The round towers unearthed at Tel Qar-Amel in southwestern Syria were dated back to 15,000 BCE.
I went with the oldest date, that’s all.
Nuke it from orbit. It’s the only way to be sure..
Carthaginian peace seems to be an attention-getter there.
Those people will try to kill one another whether we are there or not.
Enough is enough! Get. the. fuck. out. NOW!!!
SFC D you nailed it!
Here we go some more…
These clowns are getting funded from somewhere. Find that and shut it down; they’ll wither on the vine.
Iran, perhaps?
ISIS is Sunni. Iran is Shia. They hate each other.
The Saudi’s are the Sunni sugar-daddies of record.
Let them congregate then MOAB….
Enough is enough, its bad enough we are still taking care of all the NATO humps, they will kill each other until there is nobody left..
Take the approach Kim du Toit presented in “Let Africa Sink.”
As someone who was in Mosul in 2004-5 and then watched it fall ten years later on the news – thinking about all of the time, money and lives we wasted earlier, I have to think that we need to get out now. If the Iraqis are still as corrupt and inept as they were 15 (and especially 10 when I was in Baghdad) years ago, we definitely need to beat it.
The Turks plan to push the YPG out of the areas they fought for.
Then push all the Syrian refugees currently in Turkey into that area.
That will radically alter the ethnic make up of the area, converting it from an anti terror Kurdish area into a pro Isis and Al Queda Sunni area.
This sis a major test of whether the U.S. will abandon its indigenous allies after their short term use is over.
It did not work out well for the Vietnamese Hmong, or the Iraqi interpreters.

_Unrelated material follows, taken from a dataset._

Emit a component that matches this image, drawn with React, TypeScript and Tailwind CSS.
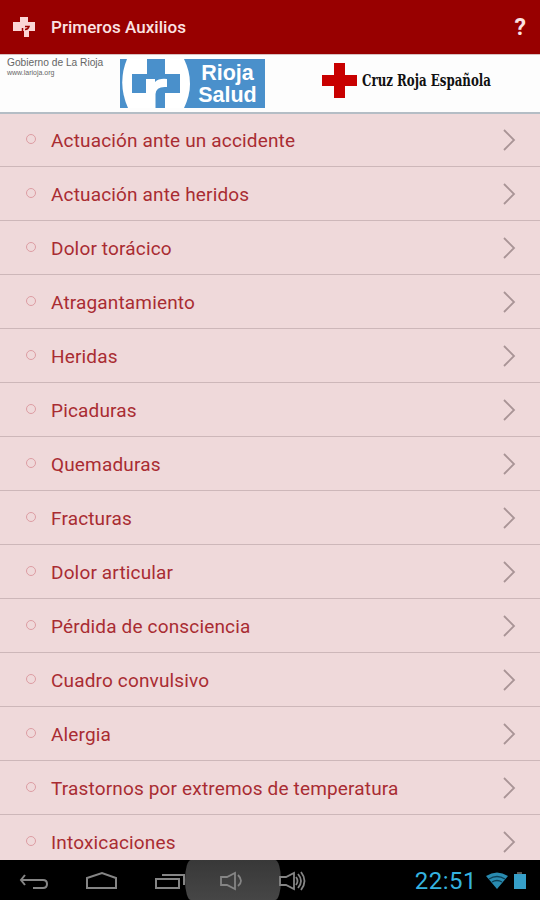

If I were a local militia leader, I would think twice about allying with the Americans
The U.S. track record ir pretty poor
I might suspect if they really want to screw about with the kurds, that they will bleed a whole bunch, and lose. Those folks are serious, dedicated and not to be messed with. In engagements btwn turks and Kurds so far, the turks have not done well.